| What is being asked |
Write out the material again word for word, dropping any images it holds.

════

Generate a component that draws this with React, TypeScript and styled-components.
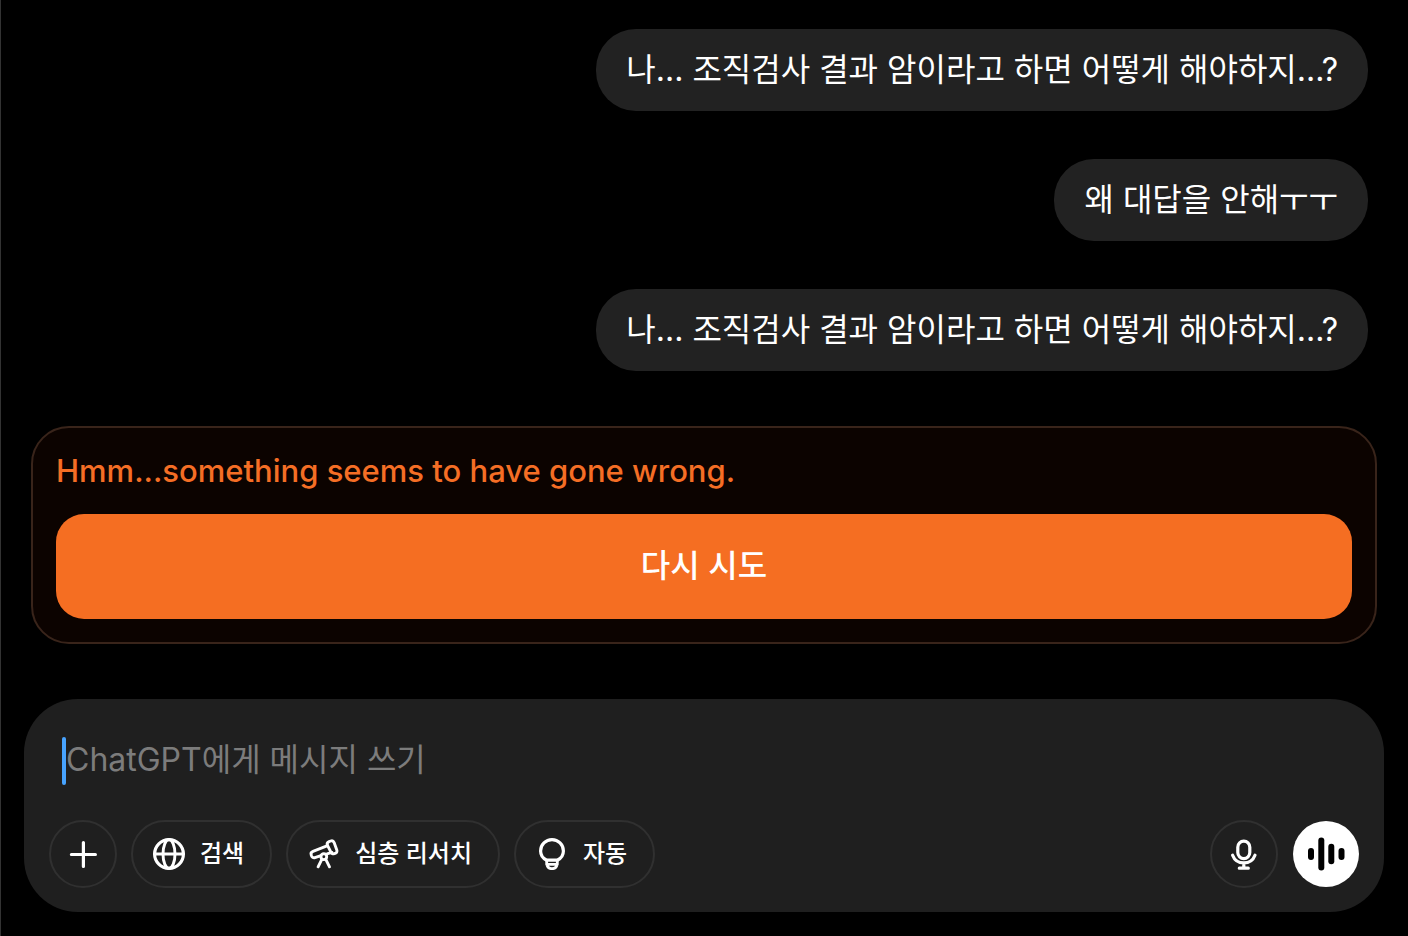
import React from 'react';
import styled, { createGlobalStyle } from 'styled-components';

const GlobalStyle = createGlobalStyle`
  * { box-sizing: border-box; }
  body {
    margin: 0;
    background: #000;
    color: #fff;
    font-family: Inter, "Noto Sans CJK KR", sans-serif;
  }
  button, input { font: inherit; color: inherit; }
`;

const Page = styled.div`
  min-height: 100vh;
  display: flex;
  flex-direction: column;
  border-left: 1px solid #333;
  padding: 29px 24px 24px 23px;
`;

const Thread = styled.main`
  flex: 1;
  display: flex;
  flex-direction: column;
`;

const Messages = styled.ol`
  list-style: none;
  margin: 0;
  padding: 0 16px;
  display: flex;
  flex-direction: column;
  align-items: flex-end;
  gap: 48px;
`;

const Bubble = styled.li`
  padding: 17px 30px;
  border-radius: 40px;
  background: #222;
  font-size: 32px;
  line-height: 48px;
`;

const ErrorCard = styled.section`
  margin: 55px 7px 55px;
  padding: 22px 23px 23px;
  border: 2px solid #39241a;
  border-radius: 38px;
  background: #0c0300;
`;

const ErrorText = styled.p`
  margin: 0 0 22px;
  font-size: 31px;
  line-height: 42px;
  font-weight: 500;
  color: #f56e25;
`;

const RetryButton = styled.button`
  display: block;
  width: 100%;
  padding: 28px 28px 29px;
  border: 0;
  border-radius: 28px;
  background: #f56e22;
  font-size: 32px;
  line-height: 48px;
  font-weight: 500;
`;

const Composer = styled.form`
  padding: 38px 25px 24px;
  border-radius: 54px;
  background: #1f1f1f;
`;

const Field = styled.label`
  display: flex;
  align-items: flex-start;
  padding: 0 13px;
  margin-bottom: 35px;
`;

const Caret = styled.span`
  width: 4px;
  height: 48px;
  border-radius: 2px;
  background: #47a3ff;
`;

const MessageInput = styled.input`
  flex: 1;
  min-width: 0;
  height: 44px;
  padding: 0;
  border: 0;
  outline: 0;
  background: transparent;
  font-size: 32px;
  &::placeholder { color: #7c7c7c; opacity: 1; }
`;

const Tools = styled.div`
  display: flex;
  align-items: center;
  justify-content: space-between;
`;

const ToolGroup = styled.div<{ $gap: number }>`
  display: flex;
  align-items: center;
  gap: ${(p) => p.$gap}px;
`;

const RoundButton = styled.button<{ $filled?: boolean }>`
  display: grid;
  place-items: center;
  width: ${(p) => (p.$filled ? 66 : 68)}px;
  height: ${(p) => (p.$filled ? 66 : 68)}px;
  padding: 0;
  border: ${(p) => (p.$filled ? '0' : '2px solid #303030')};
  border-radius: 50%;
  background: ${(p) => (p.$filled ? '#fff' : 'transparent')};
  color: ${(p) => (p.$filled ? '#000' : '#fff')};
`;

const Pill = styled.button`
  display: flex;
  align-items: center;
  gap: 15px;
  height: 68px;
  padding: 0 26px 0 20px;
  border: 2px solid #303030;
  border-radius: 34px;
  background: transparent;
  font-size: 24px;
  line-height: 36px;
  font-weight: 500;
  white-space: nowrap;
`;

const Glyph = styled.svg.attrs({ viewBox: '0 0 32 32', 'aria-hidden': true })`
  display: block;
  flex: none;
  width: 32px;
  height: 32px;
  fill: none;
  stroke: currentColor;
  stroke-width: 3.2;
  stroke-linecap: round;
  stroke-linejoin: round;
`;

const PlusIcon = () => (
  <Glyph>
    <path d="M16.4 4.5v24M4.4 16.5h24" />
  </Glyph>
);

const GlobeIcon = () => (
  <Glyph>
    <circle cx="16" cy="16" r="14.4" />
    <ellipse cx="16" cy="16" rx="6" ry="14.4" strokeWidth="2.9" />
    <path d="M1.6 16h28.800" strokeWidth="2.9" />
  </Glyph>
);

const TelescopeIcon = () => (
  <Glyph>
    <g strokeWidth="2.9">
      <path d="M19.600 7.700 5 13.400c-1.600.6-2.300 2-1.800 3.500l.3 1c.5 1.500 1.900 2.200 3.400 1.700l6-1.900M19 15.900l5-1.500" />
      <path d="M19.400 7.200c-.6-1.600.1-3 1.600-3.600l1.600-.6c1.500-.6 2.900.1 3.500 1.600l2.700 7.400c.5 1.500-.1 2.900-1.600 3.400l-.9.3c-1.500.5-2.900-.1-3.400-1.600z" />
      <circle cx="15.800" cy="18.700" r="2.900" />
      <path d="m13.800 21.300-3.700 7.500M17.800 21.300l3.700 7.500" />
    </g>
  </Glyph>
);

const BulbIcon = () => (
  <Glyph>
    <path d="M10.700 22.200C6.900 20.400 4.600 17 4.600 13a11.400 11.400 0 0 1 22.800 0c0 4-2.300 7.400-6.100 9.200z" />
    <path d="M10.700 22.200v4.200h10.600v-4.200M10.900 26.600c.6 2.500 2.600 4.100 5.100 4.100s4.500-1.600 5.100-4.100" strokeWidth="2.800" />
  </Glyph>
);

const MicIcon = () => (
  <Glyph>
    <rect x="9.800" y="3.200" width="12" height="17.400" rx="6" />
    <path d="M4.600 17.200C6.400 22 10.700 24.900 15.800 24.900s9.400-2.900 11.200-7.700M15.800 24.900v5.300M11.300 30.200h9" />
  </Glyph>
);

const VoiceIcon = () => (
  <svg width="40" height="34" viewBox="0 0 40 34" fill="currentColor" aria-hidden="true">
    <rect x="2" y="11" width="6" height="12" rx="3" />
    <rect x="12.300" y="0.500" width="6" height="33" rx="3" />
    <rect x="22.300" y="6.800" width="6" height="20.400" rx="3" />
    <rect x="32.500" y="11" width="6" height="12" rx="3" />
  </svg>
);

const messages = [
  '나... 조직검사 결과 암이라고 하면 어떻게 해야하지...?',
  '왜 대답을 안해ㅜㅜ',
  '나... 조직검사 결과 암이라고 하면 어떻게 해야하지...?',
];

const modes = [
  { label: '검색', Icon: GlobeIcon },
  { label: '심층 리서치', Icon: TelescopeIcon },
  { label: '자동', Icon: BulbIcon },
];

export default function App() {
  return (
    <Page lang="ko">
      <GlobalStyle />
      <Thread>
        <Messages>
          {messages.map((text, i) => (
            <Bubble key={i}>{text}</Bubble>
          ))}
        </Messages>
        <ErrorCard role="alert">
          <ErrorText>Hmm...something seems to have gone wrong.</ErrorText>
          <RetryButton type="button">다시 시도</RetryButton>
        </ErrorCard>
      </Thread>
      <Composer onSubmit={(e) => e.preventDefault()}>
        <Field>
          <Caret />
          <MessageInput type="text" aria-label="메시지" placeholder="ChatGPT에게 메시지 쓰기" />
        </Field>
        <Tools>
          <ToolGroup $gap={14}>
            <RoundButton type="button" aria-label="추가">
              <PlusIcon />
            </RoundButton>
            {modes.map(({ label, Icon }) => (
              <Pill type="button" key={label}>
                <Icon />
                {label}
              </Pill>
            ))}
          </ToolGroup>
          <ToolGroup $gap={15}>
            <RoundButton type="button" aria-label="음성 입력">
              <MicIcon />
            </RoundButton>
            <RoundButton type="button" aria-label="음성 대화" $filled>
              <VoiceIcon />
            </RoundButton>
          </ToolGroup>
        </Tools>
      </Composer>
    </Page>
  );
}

════

| Complete output |
Generate a component that draws this with React, TypeScript and styled-components.
import React from 'react';
import styled, { createGlobalStyle } from 'styled-components';

const GlobalStyle = createGlobalStyle`
  * { box-sizing: border-box; }
  body {
    margin: 0;
    background: #000;
    color: #fff;
    font-family: Inter, "Noto Sans CJK KR", sans-serif;
  }
  button, input { font: inherit; color: inherit; }
`;

const Page = styled.div`
  min-height: 100vh;
  display: flex;
  flex-direction: column;
  border-left: 1px solid #333;
  padding: 29px 24px 24px 23px;
`;

const Thread = styled.main`
  flex: 1;
  display: flex;
  flex-direction: column;
`;

const Messages = styled.ol`
  list-style: none;
  margin: 0;
  padding: 0 16px;
  display: flex;
  flex-direction: column;
  align-items: flex-end;
  gap: 48px;
`;

const Bubble = styled.li`
  padding: 17px 30px;
  border-radius: 40px;
  background: #222;
  font-size: 32px;
  line-height: 48px;
`;

const ErrorCard = styled.section`
  margin: 55px 7px 55px;
  padding: 22px 23px 23px;
  border: 2px solid #39241a;
  border-radius: 38px;
  background: #0c0300;
`;

const ErrorText = styled.p`
  margin: 0 0 22px;
  font-size: 31px;
  line-height: 42px;
  font-weight: 500;
  color: #f56e25;
`;

const RetryButton = styled.button`
  display: block;
  width: 100%;
  padding: 28px 28px 29px;
  border: 0;
  border-radius: 28px;
  background: #f56e22;
  font-size: 32px;
  line-height: 48px;
  font-weight: 500;
`;

const Composer = styled.form`
  padding: 38px 25px 24px;
  border-radius: 54px;
  background: #1f1f1f;
`;

const Field = styled.label`
  display: flex;
  align-items: flex-start;
  padding: 0 13px;
  margin-bottom: 35px;
`;

const Caret = styled.span`
  width: 4px;
  height: 48px;
  border-radius: 2px;
  background: #47a3ff;
`;

const MessageInput = styled.input`
  flex: 1;
  min-width: 0;
  height: 44px;
  padding: 0;
  border: 0;
  outline: 0;
  background: transparent;
  font-size: 32px;
  &::placeholder { color: #7c7c7c; opacity: 1; }
`;

const Tools = styled.div`
  display: flex;
  align-items: center;
  justify-content: space-between;
`;

const ToolGroup = styled.div<{ $gap: number }>`
  display: flex;
  align-items: center;
  gap: ${(p) => p.$gap}px;
`;

const RoundButton = styled.button<{ $filled?: boolean }>`
  display: grid;
  place-items: center;
  width: ${(p) => (p.$filled ? 66 : 68)}px;
  height: ${(p) => (p.$filled ? 66 : 68)}px;
  padding: 0;
  border: ${(p) => (p.$filled ? '0' : '2px solid #303030')};
  border-radius: 50%;
  background: ${(p) => (p.$filled ? '#fff' : 'transparent')};
  color: ${(p) => (p.$filled ? '#000' : '#fff')};
`;

const Pill = styled.button`
  display: flex;
  align-items: center;
  gap: 15px;
  height: 68px;
  padding: 0 26px 0 20px;
  border: 2px solid #303030;
  border-radius: 34px;
  background: transparent;
  font-size: 24px;
  line-height: 36px;
  font-weight: 500;
  white-space: nowrap;
`;

const Glyph = styled.svg.attrs({ viewBox: '0 0 32 32', 'aria-hidden': true })`
  display: block;
  flex: none;
  width: 32px;
  height: 32px;
  fill: none;
  stroke: currentColor;
  stroke-width: 3.2;
  stroke-linecap: round;
  stroke-linejoin: round;
`;

const PlusIcon = () => (
  <Glyph>
    <path d="M16.4 4.5v24M4.4 16.5h24" />
  </Glyph>
);

const GlobeIcon = () => (
  <Glyph>
    <circle cx="16" cy="16" r="14.4" />
    <ellipse cx="16" cy="16" rx="6" ry="14.4" strokeWidth="2.9" />
    <path d="M1.6 16h28.800" strokeWidth="2.9" />
  </Glyph>
);

const TelescopeIcon = () => (
  <Glyph>
    <g strokeWidth="2.9">
      <path d="M19.600 7.700 5 13.400c-1.600.6-2.300 2-1.800 3.500l.3 1c.5 1.500 1.900 2.200 3.400 1.700l6-1.900M19 15.900l5-1.500" />
      <path d="M19.400 7.200c-.6-1.600.1-3 1.600-3.600l1.600-.6c1.500-.6 2.900.1 3.500 1.600l2.700 7.400c.5 1.500-.1 2.900-1.600 3.400l-.9.3c-1.500.5-2.900-.1-3.400-1.600z" />
      <circle cx="15.800" cy="18.700" r="2.900" />
      <path d="m13.800 21.300-3.700 7.500M17.800 21.300l3.700 7.500" />
    </g>
  </Glyph>
);

const BulbIcon = () => (
  <Glyph>
    <path d="M10.700 22.200C6.900 20.400 4.600 17 4.600 13a11.400 11.400 0 0 1 22.800 0c0 4-2.300 7.400-6.100 9.200z" />
    <path d="M10.700 22.200v4.200h10.600v-4.200M10.900 26.600c.6 2.500 2.600 4.100 5.100 4.100s4.500-1.600 5.100-4.100" strokeWidth="2.800" />
  </Glyph>
);

const MicIcon = () => (
  <Glyph>
    <rect x="9.800" y="3.200" width="12" height="17.400" rx="6" />
    <path d="M4.600 17.200C6.400 22 10.700 24.900 15.800 24.900s9.400-2.900 11.200-7.700M15.800 24.900v5.300M11.300 30.200h9" />
  </Glyph>
);

const VoiceIcon = () => (
  <svg width="40" height="34" viewBox="0 0 40 34" fill="currentColor" aria-hidden="true">
    <rect x="2" y="11" width="6" height="12" rx="3" />
    <rect x="12.300" y="0.500" width="6" height="33" rx="3" />
    <rect x="22.300" y="6.800" width="6" height="20.400" rx="3" />
    <rect x="32.500" y="11" width="6" height="12" rx="3" />
  </svg>
);

const messages = [
  '나... 조직검사 결과 암이라고 하면 어떻게 해야하지...?',
  '왜 대답을 안해ㅜㅜ',
  '나... 조직검사 결과 암이라고 하면 어떻게 해야하지...?',
];

const modes = [
  { label: '검색', Icon: GlobeIcon },
  { label: '심층 리서치', Icon: TelescopeIcon },
  { label: '자동', Icon: BulbIcon },
];

export default function App() {
  return (
    <Page lang="ko">
      <GlobalStyle />
      <Thread>
        <Messages>
          {messages.map((text, i) => (
            <Bubble key={i}>{text}</Bubble>
          ))}
        </Messages>
        <ErrorCard role="alert">
          <ErrorText>Hmm...something seems to have gone wrong.</ErrorText>
          <RetryButton type="button">다시 시도</RetryButton>
        </ErrorCard>
      </Thread>
      <Composer onSubmit={(e) => e.preventDefault()}>
        <Field>
          <Caret />
          <MessageInput type="text" aria-label="메시지" placeholder="ChatGPT에게 메시지 쓰기" />
        </Field>
        <Tools>
          <ToolGroup $gap={14}>
            <RoundButton type="button" aria-label="추가">
              <PlusIcon />
            </RoundButton>
            {modes.map(({ label, Icon }) => (
              <Pill type="button" key={label}>
                <Icon />
                {label}
              </Pill>
            ))}
          </ToolGroup>
          <ToolGroup $gap={15}>
            <RoundButton type="button" aria-label="음성 입력">
              <MicIcon />
            </RoundButton>
            <RoundButton type="button" aria-label="음성 대화" $filled>
              <VoiceIcon />
            </RoundButton>
          </ToolGroup>
        </Tools>
      </Composer>
    </Page>
  );
}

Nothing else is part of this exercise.